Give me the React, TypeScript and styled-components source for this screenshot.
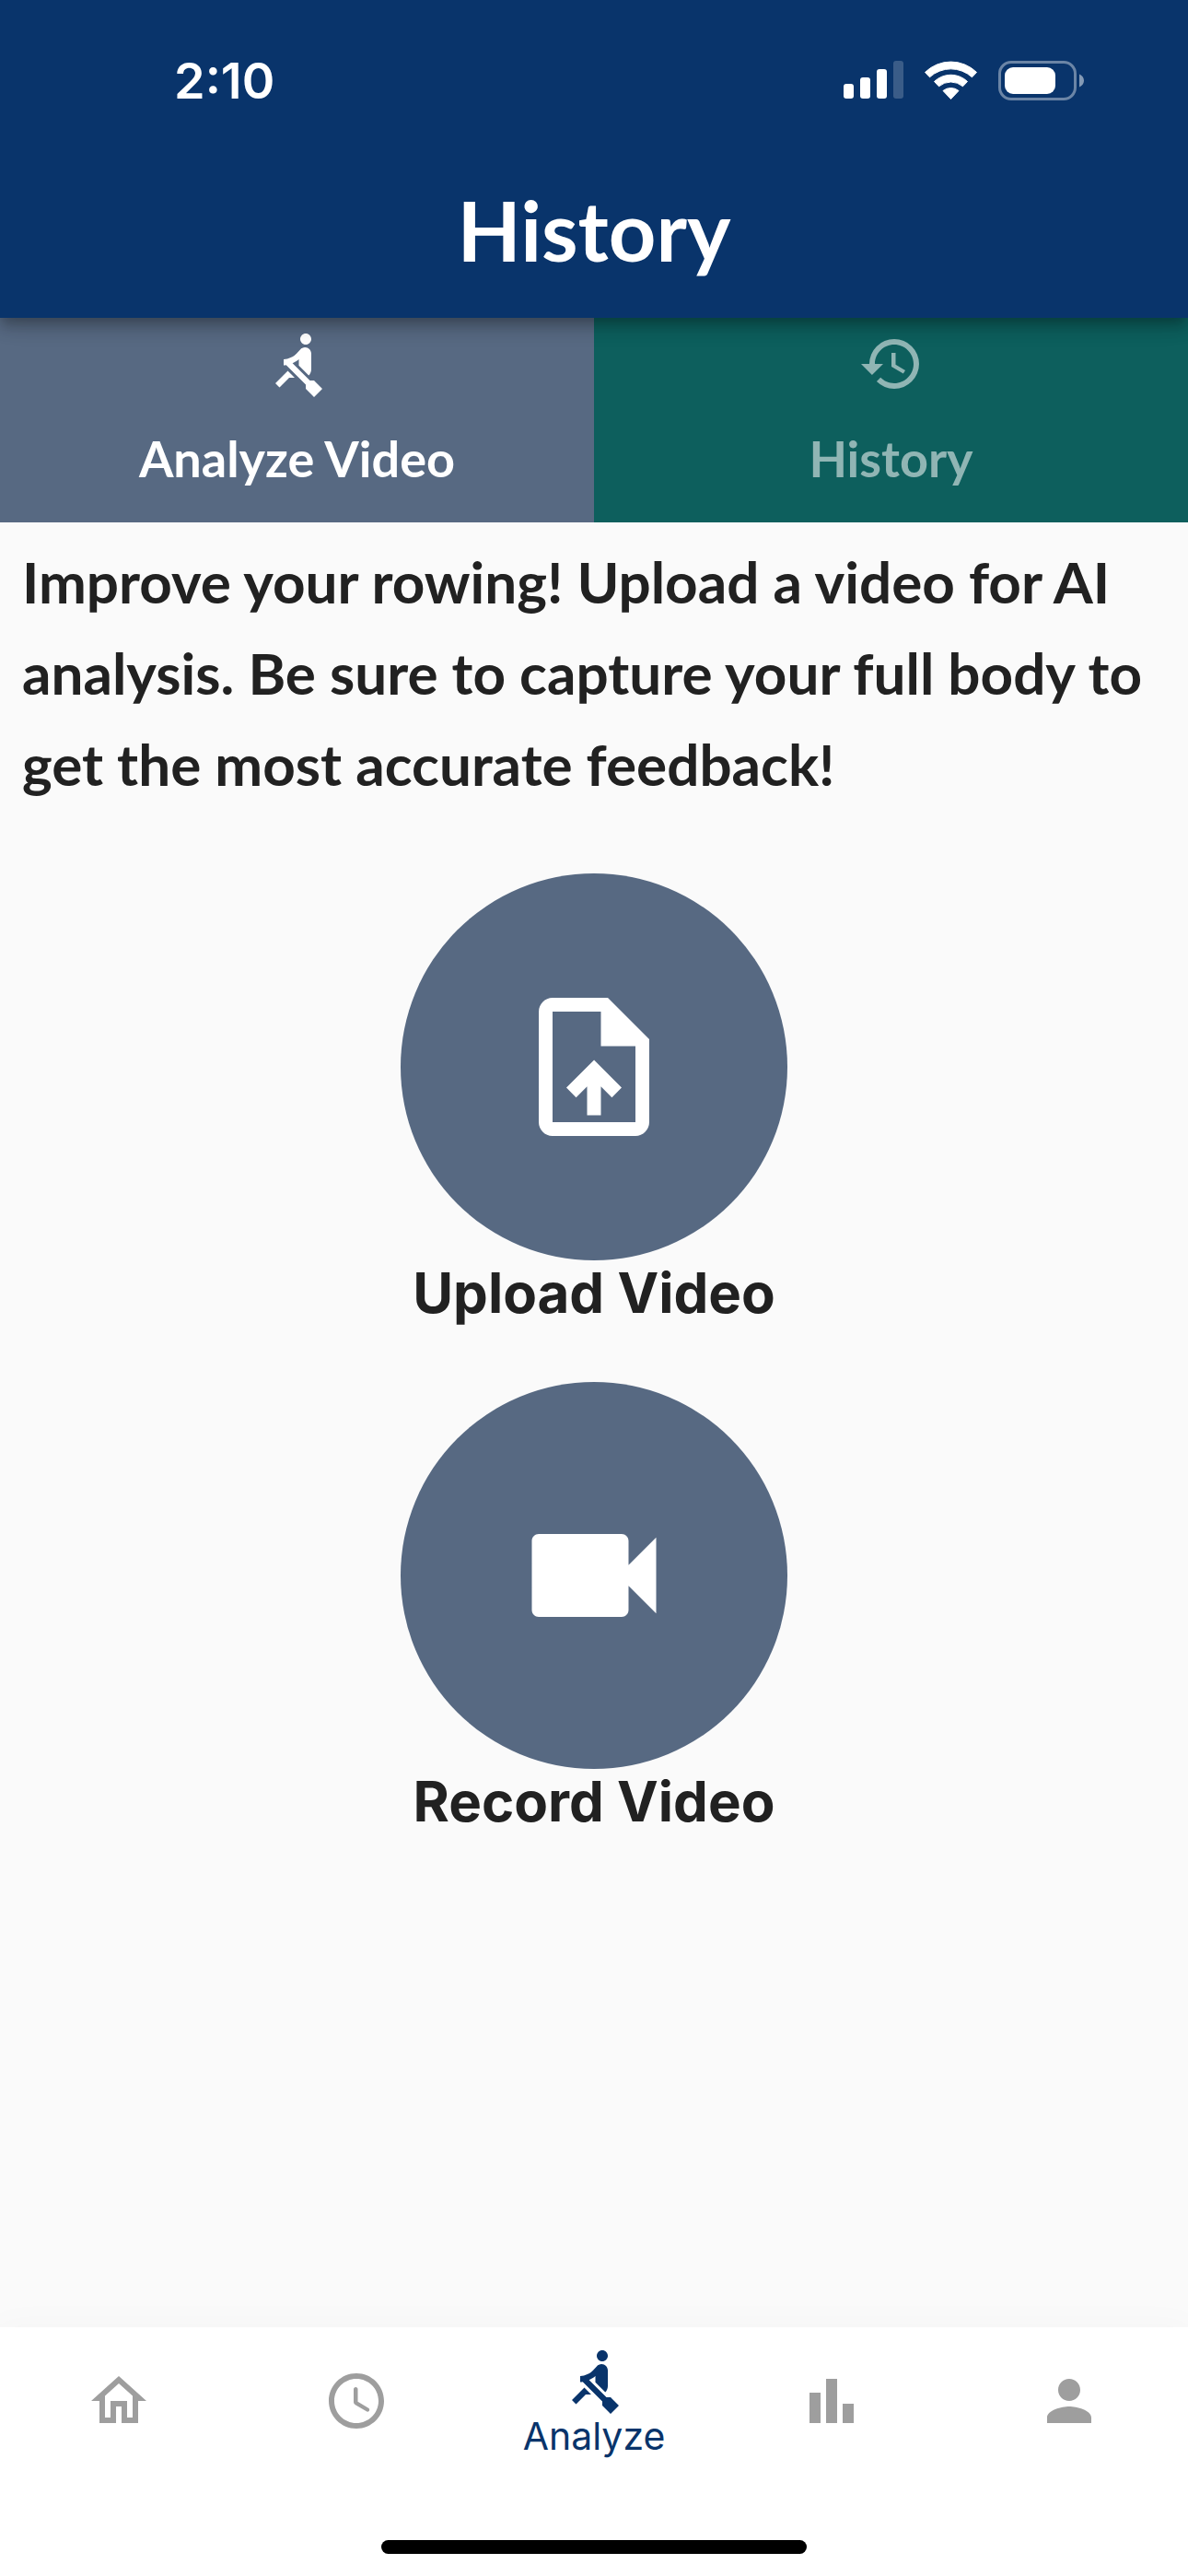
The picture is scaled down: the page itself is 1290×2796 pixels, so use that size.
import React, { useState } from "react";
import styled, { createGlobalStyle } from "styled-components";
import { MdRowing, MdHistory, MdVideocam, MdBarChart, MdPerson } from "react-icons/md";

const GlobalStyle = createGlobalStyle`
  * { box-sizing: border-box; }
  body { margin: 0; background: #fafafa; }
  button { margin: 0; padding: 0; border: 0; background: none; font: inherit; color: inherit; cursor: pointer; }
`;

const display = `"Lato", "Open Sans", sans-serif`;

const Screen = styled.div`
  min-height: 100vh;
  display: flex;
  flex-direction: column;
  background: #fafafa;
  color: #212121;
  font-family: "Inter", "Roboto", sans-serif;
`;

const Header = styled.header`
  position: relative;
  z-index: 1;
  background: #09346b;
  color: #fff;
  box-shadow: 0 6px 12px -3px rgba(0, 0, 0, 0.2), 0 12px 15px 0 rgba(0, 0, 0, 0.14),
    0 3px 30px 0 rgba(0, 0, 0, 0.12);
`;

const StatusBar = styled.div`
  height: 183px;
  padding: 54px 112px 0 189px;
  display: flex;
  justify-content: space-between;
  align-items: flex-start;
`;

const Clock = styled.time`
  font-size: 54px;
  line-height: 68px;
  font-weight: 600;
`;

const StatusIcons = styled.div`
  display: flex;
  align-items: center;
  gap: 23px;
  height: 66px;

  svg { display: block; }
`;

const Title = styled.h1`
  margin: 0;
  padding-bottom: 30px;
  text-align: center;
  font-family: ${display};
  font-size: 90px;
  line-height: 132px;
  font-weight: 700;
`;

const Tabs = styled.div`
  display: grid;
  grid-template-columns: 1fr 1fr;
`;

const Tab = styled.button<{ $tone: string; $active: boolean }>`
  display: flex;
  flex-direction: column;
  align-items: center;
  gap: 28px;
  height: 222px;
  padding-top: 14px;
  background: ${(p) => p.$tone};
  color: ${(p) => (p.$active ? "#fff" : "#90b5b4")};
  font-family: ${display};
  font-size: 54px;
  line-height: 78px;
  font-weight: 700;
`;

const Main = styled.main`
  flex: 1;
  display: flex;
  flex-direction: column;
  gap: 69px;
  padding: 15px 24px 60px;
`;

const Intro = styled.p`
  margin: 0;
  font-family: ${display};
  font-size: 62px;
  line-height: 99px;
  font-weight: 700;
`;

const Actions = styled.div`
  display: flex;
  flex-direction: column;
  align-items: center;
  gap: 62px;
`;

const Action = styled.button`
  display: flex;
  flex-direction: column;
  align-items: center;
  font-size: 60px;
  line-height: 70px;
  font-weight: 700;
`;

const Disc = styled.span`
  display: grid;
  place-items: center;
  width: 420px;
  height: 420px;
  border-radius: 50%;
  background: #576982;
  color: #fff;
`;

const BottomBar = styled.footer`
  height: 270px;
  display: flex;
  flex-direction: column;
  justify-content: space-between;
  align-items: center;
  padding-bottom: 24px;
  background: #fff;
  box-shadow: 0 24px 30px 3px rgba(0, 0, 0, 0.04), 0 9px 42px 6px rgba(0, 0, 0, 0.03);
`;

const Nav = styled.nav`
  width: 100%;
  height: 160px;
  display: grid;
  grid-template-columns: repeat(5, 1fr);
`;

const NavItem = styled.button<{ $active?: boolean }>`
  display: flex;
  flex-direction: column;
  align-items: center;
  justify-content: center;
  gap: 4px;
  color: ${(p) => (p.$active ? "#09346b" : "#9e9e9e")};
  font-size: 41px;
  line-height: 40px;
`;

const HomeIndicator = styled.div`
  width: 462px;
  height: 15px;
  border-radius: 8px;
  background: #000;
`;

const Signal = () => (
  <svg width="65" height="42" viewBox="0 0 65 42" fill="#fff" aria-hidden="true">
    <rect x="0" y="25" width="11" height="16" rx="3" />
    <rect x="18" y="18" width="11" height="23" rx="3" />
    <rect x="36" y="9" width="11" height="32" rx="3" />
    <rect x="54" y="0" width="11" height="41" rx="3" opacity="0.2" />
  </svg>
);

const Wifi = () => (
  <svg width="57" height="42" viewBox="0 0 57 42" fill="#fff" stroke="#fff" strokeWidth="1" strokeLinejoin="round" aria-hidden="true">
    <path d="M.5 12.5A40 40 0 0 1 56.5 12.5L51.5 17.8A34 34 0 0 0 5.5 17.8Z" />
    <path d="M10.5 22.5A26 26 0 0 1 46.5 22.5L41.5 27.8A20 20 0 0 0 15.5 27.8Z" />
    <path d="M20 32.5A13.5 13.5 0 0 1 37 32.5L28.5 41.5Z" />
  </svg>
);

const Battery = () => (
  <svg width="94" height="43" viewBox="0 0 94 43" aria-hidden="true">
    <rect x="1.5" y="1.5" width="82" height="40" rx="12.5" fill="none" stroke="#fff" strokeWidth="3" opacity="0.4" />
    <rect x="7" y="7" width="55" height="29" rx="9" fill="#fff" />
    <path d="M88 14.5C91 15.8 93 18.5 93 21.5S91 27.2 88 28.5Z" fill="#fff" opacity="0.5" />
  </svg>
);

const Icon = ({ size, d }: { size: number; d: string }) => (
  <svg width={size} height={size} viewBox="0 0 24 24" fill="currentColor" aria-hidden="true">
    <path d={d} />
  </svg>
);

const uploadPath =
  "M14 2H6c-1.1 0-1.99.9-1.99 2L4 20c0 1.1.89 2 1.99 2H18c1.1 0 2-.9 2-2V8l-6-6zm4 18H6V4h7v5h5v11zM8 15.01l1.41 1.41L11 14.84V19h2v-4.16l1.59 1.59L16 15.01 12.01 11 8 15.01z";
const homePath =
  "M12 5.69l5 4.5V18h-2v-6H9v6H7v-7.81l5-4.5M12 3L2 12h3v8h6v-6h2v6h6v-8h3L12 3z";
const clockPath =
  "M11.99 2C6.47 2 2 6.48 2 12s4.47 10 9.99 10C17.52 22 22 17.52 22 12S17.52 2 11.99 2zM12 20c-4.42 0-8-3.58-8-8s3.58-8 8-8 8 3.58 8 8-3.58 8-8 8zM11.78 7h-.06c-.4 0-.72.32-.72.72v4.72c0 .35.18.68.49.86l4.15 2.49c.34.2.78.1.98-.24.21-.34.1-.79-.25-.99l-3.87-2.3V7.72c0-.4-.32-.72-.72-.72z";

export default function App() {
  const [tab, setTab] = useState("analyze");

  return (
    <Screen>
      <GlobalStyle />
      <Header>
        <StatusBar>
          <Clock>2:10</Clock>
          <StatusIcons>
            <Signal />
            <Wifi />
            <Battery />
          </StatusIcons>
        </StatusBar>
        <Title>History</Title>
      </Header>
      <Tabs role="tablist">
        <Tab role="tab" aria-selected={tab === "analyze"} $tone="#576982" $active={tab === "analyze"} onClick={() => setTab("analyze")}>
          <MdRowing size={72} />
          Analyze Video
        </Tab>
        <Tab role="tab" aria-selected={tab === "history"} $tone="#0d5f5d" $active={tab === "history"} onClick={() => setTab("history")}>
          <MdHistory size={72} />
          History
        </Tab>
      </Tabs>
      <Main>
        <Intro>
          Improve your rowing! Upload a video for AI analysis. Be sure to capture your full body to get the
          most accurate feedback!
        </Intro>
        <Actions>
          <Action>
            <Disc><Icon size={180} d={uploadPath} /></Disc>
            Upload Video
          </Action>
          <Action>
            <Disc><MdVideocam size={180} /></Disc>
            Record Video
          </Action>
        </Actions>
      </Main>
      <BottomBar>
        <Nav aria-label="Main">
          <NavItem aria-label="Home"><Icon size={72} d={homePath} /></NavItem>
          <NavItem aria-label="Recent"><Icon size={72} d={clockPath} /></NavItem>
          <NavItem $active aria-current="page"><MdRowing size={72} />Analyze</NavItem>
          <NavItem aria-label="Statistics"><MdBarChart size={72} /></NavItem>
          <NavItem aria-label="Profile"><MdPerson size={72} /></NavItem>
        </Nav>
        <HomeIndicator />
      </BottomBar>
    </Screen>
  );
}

--- TASK ---
Copy each line of the listing that holds the word "page".

--- ANSWER TO THE PROBLEM ---
The picture is scaled down: the page itself is 1290×2796 pixels, so use that size.
          <NavItem $active aria-current="page"><MdRowing size={72} />Analyze</NavItem>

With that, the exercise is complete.